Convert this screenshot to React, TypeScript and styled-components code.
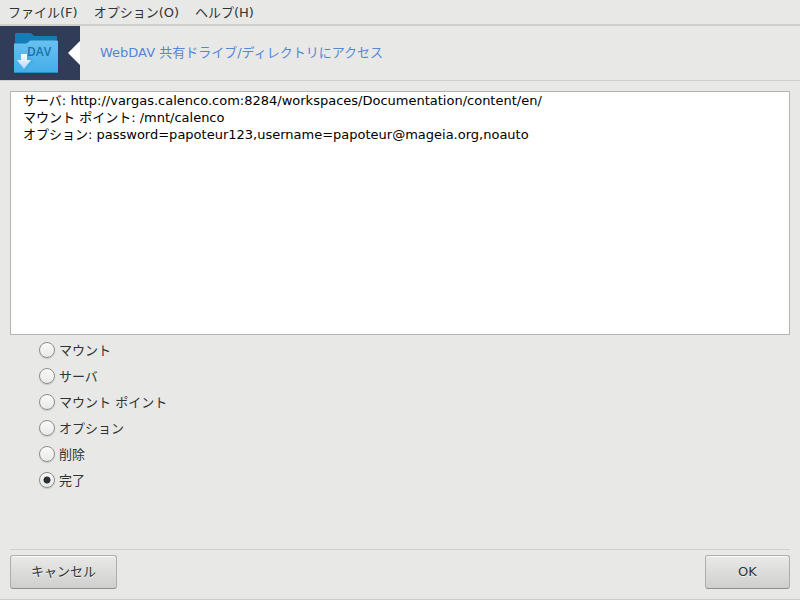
import React, { useState } from "react";
import styled, { createGlobalStyle } from "styled-components";

const GlobalStyle = createGlobalStyle`
  * { box-sizing: border-box; }
  body {
    margin: 0;
    background: #e8e8e6;
    color: #2e3436;
    font-family: "DejaVu Sans", "Noto Sans CJK JP", sans-serif;
    font-size: 13px;
    line-height: 17px;
  }
  button, textarea, input { font: inherit; color: inherit; }
`;

const Window = styled.div`
  display: flex;
  flex-direction: column;
  min-height: 100vh;
  border-bottom: 1px solid #cbcbc9;
`;

const MenuBar = styled.nav`
  display: flex;
  height: 26px;
  padding-bottom: 1px;
  border-bottom: 2px solid #cfcfcc;
`;

const MenuButton = styled.button`
  padding: 2px 8px 0;
  border: 0;
  background: none;
  white-space: nowrap;
`;

const Banner = styled.header`
  display: flex;
  align-items: center;
  gap: 20px;
  height: 55px;
  border-bottom: 1px solid #cfcfcd;
`;

const BannerArt = styled.svg`
  display: block;
  flex: none;
  width: 80px;
  height: 54px;
`;

const Title = styled.h1`
  margin: 0;
  padding-bottom: 2px;
  color: #5486d8;
  font-size: 13px;
  font-weight: 400;
`;

const Content = styled.main`
  display: flex;
  flex: 1;
  flex-direction: column;
  padding: 10px 10px 0;
`;

const Summary = styled.textarea`
  display: block;
  width: 100%;
  height: 244px;
  padding: 0 12px;
  border: 1px solid #b4b4b1;
  border-radius: 0;
  outline: 0;
  background: #fff;
  color: #000;
  resize: none;
`;

const Choices = styled.fieldset`
  display: flex;
  flex-direction: column;
  align-items: flex-start;
  margin: 2px 0 0;
  padding: 0 29px;
  border: 0;
`;

const Choice = styled.label`
  display: flex;
  align-items: center;
  gap: 4px;
  height: 26px;
`;

const Radio = styled.input`
  appearance: none;
  width: 16px;
  height: 16px;
  margin: 0;
  border: 1px solid #8e8f8a;
  border-radius: 50%;
  background: linear-gradient(#fafafa, #e9e9e8);
  box-shadow: 0 1px 1px #c8c8c5;

  &:checked {
    background: radial-gradient(circle, #2a3033 0 3px, transparent 4px),
      linear-gradient(#fafafa, #e9e9e8);
  }
`;

const Actions = styled.footer`
  display: flex;
  justify-content: space-between;
  margin: 0 10px 10px;
  padding-top: 5px;
  border-top: 1px solid #cfcfcd;
`;

const ActionButton = styled.button<{ $width: number }>`
  width: ${({ $width }) => $width}px;
  height: 34px;
  padding: 0 0 2px;
  border: 1px solid #adaeaa;
  border-bottom-color: #90918a;
  border-radius: 3px;
  background: linear-gradient(#e9e9e7, #cfd0cd);
  box-shadow: inset 0 1px #fafafa;
  text-shadow: 0 1px #f3f3f2;
`;

const menus = ["ファイル(F)", "オプション(O)", "ヘルプ(H)"];
const choices = ["マウント", "サーバ", "マウント ポイント", "オプション", "削除", "完了"];
const summary = [
  "サーバ: http://vargas.calenco.com:8284/workspaces/Documentation/content/en/",
  "マウント ポイント: /mnt/calenco",
  "オプション: password=papoteur123,username=papoteur@mageia.org,noauto",
].join("\n");

function DavArt() {
  return (
    <BannerArt viewBox="0 0 80 54" aria-hidden="true">
      <defs>
        <linearGradient id="folder" x2="0" y2="1">
          <stop stopColor="#69c1f0" />
          <stop offset="1" stopColor="#42aeea" />
        </linearGradient>
        <linearGradient id="arrow" x2="0" y2="1">
          <stop stopColor="#fff" />
          <stop offset="1" stopColor="#b4d6fa" />
        </linearGradient>
        <linearGradient id="shade" x2="1" y2="1">
          <stop stopColor="#237fb5" stopOpacity=".55" />
          <stop offset="1" stopColor="#42aeea" stopOpacity="0" />
        </linearGradient>
      </defs>
      <path d="M0 0h80v54H0z" fill="#303c58" />
      <path d="M80 15v24L68 27z" fill="#fff" />
      <path d="M15 8q0-1 1-1h14q1 0 2 1l2 2h22q1 0 1 1v10H15z" fill="#157cb5" />
      <path d="M14 17.500h12q1 0 2-1l1-1q1-1 2-1h26q1 0 1 1V46q0 1-1 1H15q-1 0-1-1z" fill="url(#folder)" />
      <path d="M14 46.500h44" stroke="#288dc5" />
      <path d="M27 28l8 8-9 9-5-4z" fill="url(#shade)" />
      <path d="M21 28h6v6h4l-7 9-7-9h4z" fill="url(#arrow)" />
      <text x="27" y="30" fill="#1474aa" fontFamily="Open Sans, sans-serif" fontWeight="600" fontSize="12">
        DAV
      </text>
    </BannerArt>
  );
}

export default function App() {
  const [selected, setSelected] = useState("完了");

  return (
    <>
      <GlobalStyle />
      <Window lang="ja">
        <MenuBar>
          {menus.map((menu) => (
            <MenuButton key={menu} type="button">{menu}</MenuButton>
          ))}
        </MenuBar>
        <Banner>
          <DavArt />
          <Title>WebDAV 共有ドライブ/ディレクトリにアクセス</Title>
        </Banner>
        <Content>
          <Summary readOnly aria-label="WebDAV" value={summary} />
          <Choices aria-label="WebDAV">
            {choices.map((choice) => (
              <Choice key={choice}>
                <Radio
                  type="radio"
                  name="action"
                  checked={selected === choice}
                  onChange={() => setSelected(choice)}
                />
                {choice}
              </Choice>
            ))}
          </Choices>
        </Content>
        <Actions>
          <ActionButton type="button" $width={107}>キャンセル</ActionButton>
          <ActionButton type="button" $width={85}>OK</ActionButton>
        </Actions>
      </Window>
    </>
  );
}
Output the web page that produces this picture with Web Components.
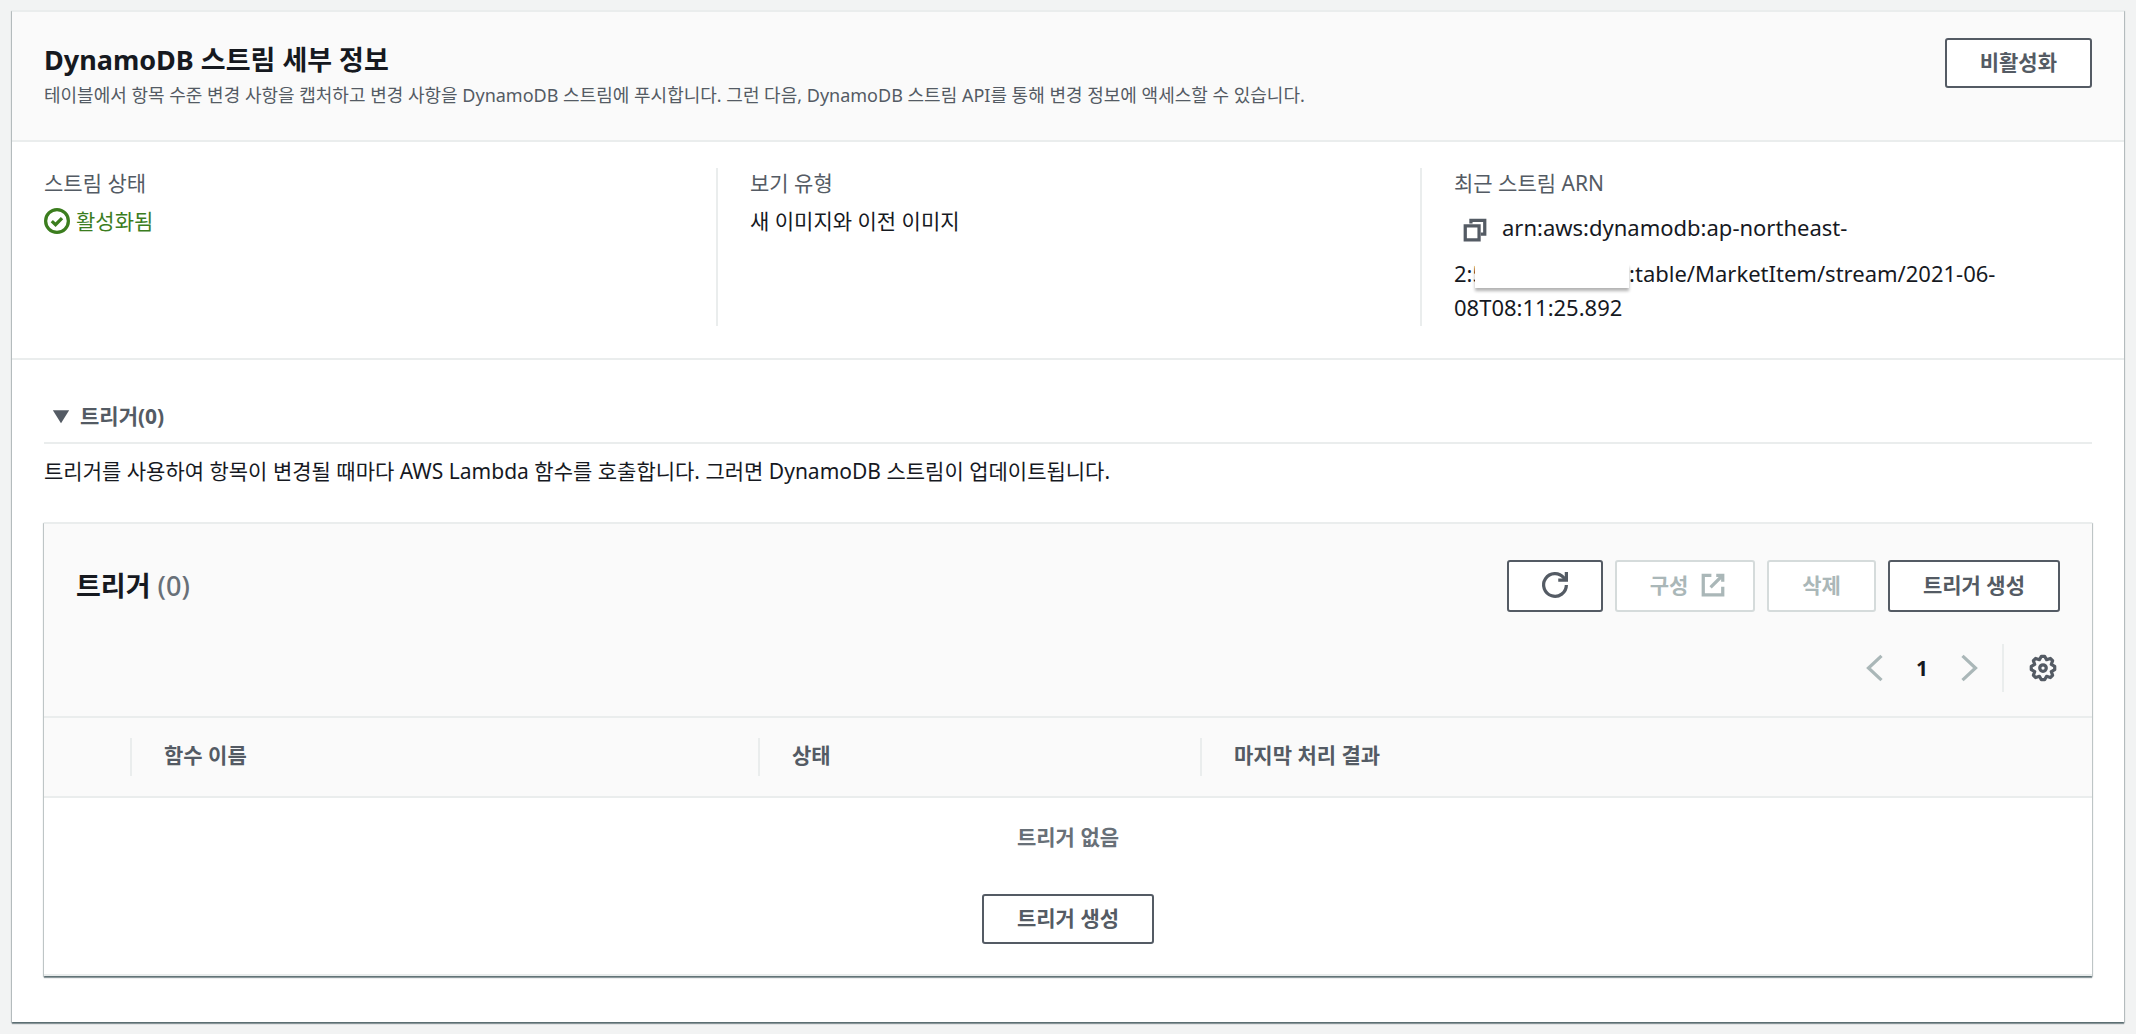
+ + +
### [THE PROBLEM]
Report each line in the data that holds the word "this".

### [EXERCISE ANSWER]
Convert this screenshot to React, TypeScript and styled-components code.
Output the web page that produces this picture with Web Components.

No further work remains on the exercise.